Instructions for the task: Your task is to transcribe, without alteration, the lines from the top of the material below through the line bearing "string; desc: string;", inclusive.

Information shown:
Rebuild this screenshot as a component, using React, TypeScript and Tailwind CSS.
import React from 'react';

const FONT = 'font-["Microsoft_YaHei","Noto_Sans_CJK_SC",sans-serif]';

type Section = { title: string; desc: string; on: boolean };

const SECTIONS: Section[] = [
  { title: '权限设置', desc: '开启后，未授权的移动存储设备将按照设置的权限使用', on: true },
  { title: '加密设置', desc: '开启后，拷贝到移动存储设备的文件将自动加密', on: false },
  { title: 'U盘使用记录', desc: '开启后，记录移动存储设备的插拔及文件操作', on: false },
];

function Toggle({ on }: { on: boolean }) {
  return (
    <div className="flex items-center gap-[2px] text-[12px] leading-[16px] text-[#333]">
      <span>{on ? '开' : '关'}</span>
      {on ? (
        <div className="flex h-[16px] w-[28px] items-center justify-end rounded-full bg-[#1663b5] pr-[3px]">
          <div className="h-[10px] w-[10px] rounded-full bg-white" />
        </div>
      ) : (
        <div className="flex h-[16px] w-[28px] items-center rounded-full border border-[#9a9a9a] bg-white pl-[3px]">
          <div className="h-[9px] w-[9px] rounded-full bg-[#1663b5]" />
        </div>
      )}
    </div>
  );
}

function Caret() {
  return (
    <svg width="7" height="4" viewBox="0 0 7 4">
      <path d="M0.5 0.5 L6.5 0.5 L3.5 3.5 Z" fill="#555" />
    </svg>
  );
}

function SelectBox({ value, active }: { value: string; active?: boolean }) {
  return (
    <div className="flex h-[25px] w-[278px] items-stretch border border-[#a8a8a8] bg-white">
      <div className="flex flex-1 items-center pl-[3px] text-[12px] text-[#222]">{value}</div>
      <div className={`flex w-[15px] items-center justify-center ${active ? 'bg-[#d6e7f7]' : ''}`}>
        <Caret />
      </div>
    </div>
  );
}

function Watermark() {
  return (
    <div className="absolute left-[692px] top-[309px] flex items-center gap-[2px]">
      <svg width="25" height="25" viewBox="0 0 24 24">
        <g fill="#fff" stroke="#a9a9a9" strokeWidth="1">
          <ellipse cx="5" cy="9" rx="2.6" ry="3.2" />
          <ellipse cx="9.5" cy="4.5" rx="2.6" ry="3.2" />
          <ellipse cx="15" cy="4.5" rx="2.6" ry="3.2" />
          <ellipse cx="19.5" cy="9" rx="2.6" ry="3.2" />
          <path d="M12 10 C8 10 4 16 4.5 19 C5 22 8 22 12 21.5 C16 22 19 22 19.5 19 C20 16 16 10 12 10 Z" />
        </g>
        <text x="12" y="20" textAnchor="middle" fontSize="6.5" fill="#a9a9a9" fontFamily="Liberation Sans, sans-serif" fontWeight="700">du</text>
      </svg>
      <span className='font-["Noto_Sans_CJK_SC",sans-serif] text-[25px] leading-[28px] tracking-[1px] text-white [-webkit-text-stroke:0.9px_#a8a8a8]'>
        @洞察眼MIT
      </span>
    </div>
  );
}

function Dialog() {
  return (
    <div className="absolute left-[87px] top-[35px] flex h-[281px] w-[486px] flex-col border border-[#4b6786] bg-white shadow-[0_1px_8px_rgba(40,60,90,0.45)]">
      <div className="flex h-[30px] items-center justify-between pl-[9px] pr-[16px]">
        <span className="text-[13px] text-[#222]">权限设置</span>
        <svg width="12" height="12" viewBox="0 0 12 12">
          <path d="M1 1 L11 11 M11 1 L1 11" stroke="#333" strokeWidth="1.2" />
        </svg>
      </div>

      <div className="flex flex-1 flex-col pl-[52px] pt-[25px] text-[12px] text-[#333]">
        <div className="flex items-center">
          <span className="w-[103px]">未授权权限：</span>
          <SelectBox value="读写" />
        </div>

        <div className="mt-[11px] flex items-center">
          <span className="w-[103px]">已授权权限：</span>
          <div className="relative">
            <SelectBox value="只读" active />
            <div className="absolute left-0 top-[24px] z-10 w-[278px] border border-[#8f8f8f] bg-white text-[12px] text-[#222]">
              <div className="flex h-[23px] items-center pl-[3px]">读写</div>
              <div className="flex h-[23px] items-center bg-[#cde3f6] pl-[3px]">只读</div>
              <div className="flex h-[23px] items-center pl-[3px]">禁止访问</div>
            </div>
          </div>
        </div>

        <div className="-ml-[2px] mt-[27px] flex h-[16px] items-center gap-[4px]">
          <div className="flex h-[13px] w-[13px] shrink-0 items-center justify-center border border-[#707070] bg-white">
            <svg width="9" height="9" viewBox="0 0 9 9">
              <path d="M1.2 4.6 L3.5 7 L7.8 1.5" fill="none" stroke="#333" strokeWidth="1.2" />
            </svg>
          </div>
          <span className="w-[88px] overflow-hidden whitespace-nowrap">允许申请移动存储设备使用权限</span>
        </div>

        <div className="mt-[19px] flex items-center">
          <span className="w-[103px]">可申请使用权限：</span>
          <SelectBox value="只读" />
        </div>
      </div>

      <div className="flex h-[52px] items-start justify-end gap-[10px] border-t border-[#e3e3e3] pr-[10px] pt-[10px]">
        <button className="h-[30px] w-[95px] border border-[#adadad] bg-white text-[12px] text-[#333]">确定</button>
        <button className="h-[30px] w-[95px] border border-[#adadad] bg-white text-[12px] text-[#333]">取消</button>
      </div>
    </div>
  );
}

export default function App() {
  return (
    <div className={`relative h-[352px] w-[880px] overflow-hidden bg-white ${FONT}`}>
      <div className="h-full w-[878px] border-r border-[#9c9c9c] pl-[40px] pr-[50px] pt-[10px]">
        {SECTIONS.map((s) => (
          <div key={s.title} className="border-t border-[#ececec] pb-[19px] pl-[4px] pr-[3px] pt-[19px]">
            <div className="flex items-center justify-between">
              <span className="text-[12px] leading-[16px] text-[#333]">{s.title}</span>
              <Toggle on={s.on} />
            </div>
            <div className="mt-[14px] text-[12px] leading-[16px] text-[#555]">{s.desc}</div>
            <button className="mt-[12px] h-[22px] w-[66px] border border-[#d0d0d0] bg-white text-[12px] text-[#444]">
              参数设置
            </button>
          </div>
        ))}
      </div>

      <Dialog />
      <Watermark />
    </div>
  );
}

Completed task:
Rebuild this screenshot as a component, using React, TypeScript and Tailwind CSS.
import React from 'react';

const FONT = 'font-["Microsoft_YaHei","Noto_Sans_CJK_SC",sans-serif]';

type Section = { title: string; desc: string; on: boolean };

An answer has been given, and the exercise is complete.